As much as the media has a responsibility to undo some of their damage, in failing to properly portray the brevity of the situation, governments also have a lot of work to do. Most governments should have started doing a lot more, a really long time ago. Unfortunately, the fundamental changes needed for climate action are not developed and implemented from scratch at COPs. Instead, they are thought up and researched – at national levels – months or even years beforehand. As such, the ability to influence delegates attending COP26 will be extremely limited.

In fact, it is my belief that a COP-centric approach will get us nowhere. We cannot rely on two weeks of the ear being used to “fix” the climate crisis. This issue should be worked on year-round, as a highest priority, by all who can, until it’s solved. And it is clear we cannot rely on the good of businesses and government alone.

The take-away of this, is to keep our expectations for COP26 low, but make our aims high. We do still have some time to demand that our governments give us what we want, though our window for avoiding mass death and suffering is rapidly shrinking. The strength of our country’s performance at COP26 will very much depend on the degree of the environmental movements pushing our governments to act.

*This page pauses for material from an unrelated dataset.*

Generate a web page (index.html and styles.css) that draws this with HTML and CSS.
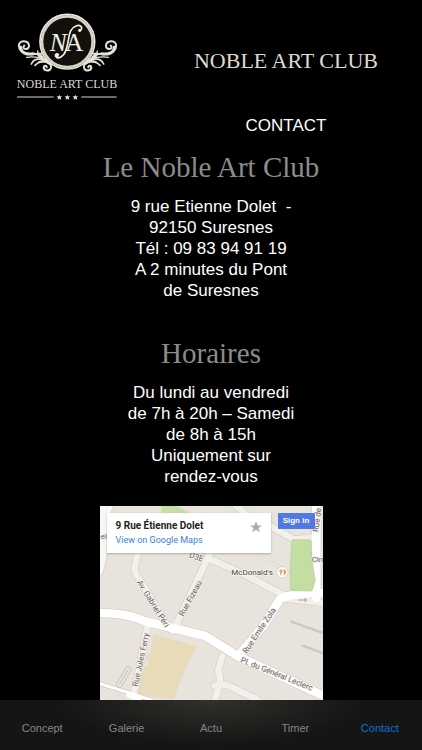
FILE: index.html
```html
<!DOCTYPE html>
<html lang="fr">
<head>
<meta charset="utf-8">
<meta name="viewport" content="width=device-width, initial-scale=1">
<title>Noble Art Club - Contact</title>
<link rel="stylesheet" href="styles.css">
</head>
<body>
<header class="header">
  <svg class="logo" viewBox="0 0 345 300" role="img" aria-label="Noble Art Club">
    <defs>
      <g id="scroll" fill="none" stroke="#e5e2d7" stroke-linecap="round">
        <path d="M94 146C70 146 62 151 46 145C22 136 20 108 42 109C60 110 62 132 47 132C40 132 38 125 43 122" stroke-width="6"/>
        <path d="M32 127C34 146 53 149 70 146" stroke-width="9"/>
        <path d="M50 148Q74 142 98 154M50 157Q75 153 101 162" stroke-width="4"/>
        <path d="M64 177C72 160 88 160 105 166M75 181C87 168 98 167 112 170" stroke-width="5"/>
        <path d="M88 171C110 165 125 175 123 188C120 200 101 199 101 187C102 180 111 181 110 187" stroke-width="6"/>
        <path d="M86 148Q96 163 118 174" stroke-width="10"/>
        <path d="M83 138Q83 151 96 160" stroke-width="4"/>
      </g>
    </defs>
    <use href="#scroll"/>
    <use href="#scroll" transform="translate(345 0) scale(-1 1)"/>
    <circle cx="172" cy="110" r="82" fill="#11100c" stroke="#eeeae0" stroke-width="5"/>
    <circle cx="172" cy="110" r="76" fill="#11100c" stroke="#d6d2c5" stroke-width="8"/>
    <g class="serif" font-size="76" fill="#f3f0e6">
      <text x="119" y="137" font-style="italic">N</text>
      <text x="165" y="137">A</text>
    </g>
    <path d="M209 77C222 70 212 57 198 63C172 73 180 103 168 135C162 155 143 164 137 154C134 147 141 145 145 149" fill="none" stroke="#f3f0e6" stroke-width="5" stroke-linecap="round"/>
    <circle cx="209" cy="76" r="5" fill="#f3f0e6"/>
    <circle cx="141" cy="152" r="5" fill="#f3f0e6"/>
    <text class="serif" x="171" y="249" font-size="36" text-anchor="middle" fill="#dedbd3">NOBLE ART CLUB</text>
    <path d="M21 276H131M214 276H320" stroke="#d8d5cd" stroke-width="3"/>
    <g fill="#e5e2da">
      <path id="star" d="M148 269l2 5h6l-4 4 2 6-6-3-6 3 2-6-4-4h6z"/>
      <use href="#star" x="24"/>
      <use href="#star" x="48"/>
    </g>
  </svg>
  <h1 class="brand">NOBLE ART CLUB</h1>
</header>
<main class="content">
  <p class="page-title">CONTACT</p>
  <section class="block">
    <h2>Le Noble Art Club</h2>
    <p>9 rue Etienne Dolet&nbsp; -<br>92150 Suresnes<br>Tél : 09 83 94 91 19<br>A 2 minutes du Pont<br>de Suresnes</p>
  </section>
  <section class="block">
    <h2>Horaires</h2>
    <p>Du lundi au vendredi<br>de 7h à 20h – Samedi<br>de 8h à 15h<br>Uniquement sur<br>rendez-vous</p>
  </section>
  <div class="map">
    <svg class="map-art" viewBox="6 9 669 582" role="img" aria-label="Plan du quartier">
      <rect x="0" y="0" width="680" height="600" fill="#e8e4dd"/>
      <path d="M0 0H50L28 60V150Q22 205 0 240Z" fill="#f8f7f4" stroke="#c9c5be" stroke-width="2"/>
      <path d="M190 9H235L300 40H190Z" fill="#c7dfa4"/>
      <path d="M165 394L299 430Q255 500 228 591L114 572L138 490L150 488V474L144 472L150 452L158 450Z" fill="#e7dbba"/>
      <g fill="none" stroke="#cbc7c0" stroke-linejoin="round" stroke-linecap="round">
        <path d="M122 140L110 195Q108 208 122 225L212 375M345 130L320 185L225 385M160 120L190 60M330 165L440 215L555 275M405 0L440 30M519 70L590 110L650 102M550 285L675 300M148 375L105 585M373 460L360 505Q375 530 350 590M350 548L385 545L480 591" stroke-width="23"/>
        <path d="M0 330Q90 330 140 355L320 398L420 460L680 580M420 460L495 370L545 290Q565 270 680 270M655 0V285" stroke-width="29"/>
        <path d="M0 540L160 591" stroke-width="13"/>
        <path d="M470 152L573 205" stroke-width="7"/>
      </g>
      <g fill="none" stroke="#f3f0eb" stroke-linejoin="round" stroke-linecap="round">
        <path d="M122 140L110 195Q108 208 122 225L212 375M345 130L320 185L225 385M160 120L190 60M330 165L440 215L555 275M405 0L440 30M519 70L590 110L650 102M550 285L675 300M148 375L105 585M373 460L360 505Q375 530 350 590M350 548L385 545L480 591" stroke-width="20"/>
        <path d="M470 152L573 205" stroke-width="4"/>
      </g>
      <g fill="none" stroke="#fff" stroke-linejoin="round" stroke-linecap="round">
        <path d="M0 330Q90 330 140 355L320 398L420 460L680 580M420 460L495 370L545 290Q565 270 680 270M655 0V285" stroke-width="26"/>
        <path d="M0 540L160 591" stroke-width="9"/>
        <path d="M94 576L124 584" stroke-width="18"/>
      </g>
      <path d="M583 110H637Q640 180 652 230L642 264L579 263Q574 190 583 110Z" fill="#c4dda0" stroke="#b5c99a" stroke-width="2"/>
      <path d="M64 545L91 499" fill="none" stroke="#c6c2bb" stroke-width="20" stroke-linecap="round"/>
      <path d="M64 545L91 499" fill="none" stroke="#e8e4dd" stroke-width="15" stroke-linecap="round"/>
      <path d="M64 545L91 499" stroke="#c6c2bb" stroke-width="3"/>
      <path d="M580 356L680 392M614 428L680 453" stroke="#cbc7c1" stroke-width="7" stroke-linecap="round"/>
      <path d="M600 291H627M619 286L627 291L619 296" fill="none" stroke="#aaa59e" stroke-width="3"/>
      <g class="map-label">
        <text x="8" y="108">el</text>
        <text transform="translate(272 163) rotate(18)" font-size="24">D3E</text>
        <text transform="translate(116 238) rotate(58)">Av. Gabriel Péri</text>
        <text transform="translate(256 341) rotate(-61)">Rue Fizeau</text>
        <text transform="translate(119 552) rotate(-78)">Rue Jules Ferry</text>
        <text transform="translate(446 453) rotate(-56)">Rue Emile Zola</text>
        <text transform="translate(426 477) rotate(22)">Pl. du Général Leclerc</text>
        <text transform="translate(661 88) rotate(-83)">Rue de</text>
        <text x="641" y="178">Cin</text>
        <text class="poi" x="400" y="215">McDonald's</text>
      </g>
      <circle cx="553" cy="208" r="17" fill="#fff" stroke="#c7c2bb" stroke-width="2"/>
      <path d="M546 200V206Q549 212 552 206V200M549 200V217M559 217V200Q565 204 562 211H559" fill="none" stroke="#e88b24" stroke-width="3"/>
    </svg>
    <div class="place-card">
      <div>
        <strong>9 Rue Étienne Dolet</strong>
        <a href="#maps">View on Google Maps</a>
      </div>
      <button class="star-button" aria-label="Enregistrer">
        <svg viewBox="0 0 24 24"><path d="M12 0l3 9h9l-7 5 3 9-8-6-8 6 3-9-7-5h9z" fill="#aaa"/></svg>
      </button>
    </div>
    <button class="sign-in">Sign in</button>
  </div>
</main>
<nav class="tabs">
  <a href="#concept">Concept</a>
  <a href="#galerie">Galerie</a>
  <a href="#actu">Actu</a>
  <a href="#timer">Timer</a>
  <a href="#contact" class="active" aria-current="page">Contact</a>
</nav>
</body>
</html>
```
FILE: styles.css
```css
* { box-sizing: border-box; }

body {
  margin: 0;
  min-height: 100vh;
  display: flex;
  flex-direction: column;
  background: #000;
  color: #fff;
  font-family: "Liberation Sans", Arial, sans-serif;
  font-size: 17px;
  line-height: 21px;
}

h1, h2, p { margin: 0; font-weight: 400; }

button { border: 0; padding: 0; font-family: inherit; }

a { text-decoration: none; }

.serif, .brand, h2 { font-family: "Liberation Serif", "Times New Roman", serif; }

.header {
  display: grid;
  grid-template-columns: 150px 1fr;
  align-items: center;
  padding-top: 5px;
}

.logo { display: block; width: 115px; height: 100px; margin-left: 10px; }

.brand {
  margin-top: 12px;
  text-align: center;
  font-size: 22px;
  line-height: 24px;
  color: #dedad0;
}

.content { flex: 1; text-align: center; padding-top: 10px; }

.page-title { padding-left: 150px; }

.block { padding-top: 14px; }

.block + .block { padding-top: 35px; }

h2 {
  margin-bottom: 12px;
  font-size: 29px;
  line-height: 34px;
  color: #8c8c8c;
}

.map {
  position: relative;
  width: 223px;
  margin: 19px auto 0;
  overflow: hidden;
  text-align: left;
}

.map-art { display: block; width: 100%; }

.map-label {
  font-family: Roboto, sans-serif;
  font-size: 24px;
  fill: #66615d;
  stroke: #f6f4f0;
  stroke-width: 4px;
  paint-order: stroke;
}

.poi { fill: #4b4643; }

.place-card {
  position: absolute;
  top: 7px;
  left: 7px;
  width: 164px;
  height: 40px;
  padding: 6px 9px;
  display: flex;
  justify-content: space-between;
  background: #fff;
  box-shadow: 0 1px 2px rgba(0, 0, 0, .25);
  color: #222;
  font-family: Roboto, sans-serif;
  font-size: 9px;
  line-height: 14px;
}

.place-card strong, .place-card a { display: block; white-space: nowrap; }

.place-card strong { font-size: 10px; font-weight: 700; }

.place-card a { color: #3b7de0; }

.star-button { width: 12px; height: 16px; background: none; }

.star-button svg { display: block; width: 12px; height: 12px; }

.sign-in {
  position: absolute;
  top: 7px;
  right: 8px;
  width: 37px;
  height: 16px;
  border-radius: 1px;
  background: #5079e4;
  color: #fff;
  font-size: 8px;
  font-weight: 700;
  line-height: 16px;
}

.tabs {
  position: sticky;
  bottom: 0;
  display: grid;
  grid-template-columns: repeat(5, 1fr);
  background: radial-gradient(ellipse 36% 90% at 50% 0, #32302b, #151515);
}

.tabs a {
  height: 50px;
  padding: 18px 0;
  text-align: center;
  font-size: 11px;
  line-height: 20px;
  color: #858585;
}

.tabs .active { color: #126fce; }
```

Fighting for climate justice needs to take place in various arenas, using many different tactics. If you’ve not yet gotten involved in activism, find accessible ways to keep practicing it and find friends with common viewpoints. Once we all find our community and comfort in activism, we need to build on this by finding new ways to keep on building momentum. We will need this momentum, as activism should be taking place year-round, not just during COP.

The time for change was decades ago. Now, we must act very fast, which will require mass mobilizations of people who desire a world free of preventable death and oppression. Get involved!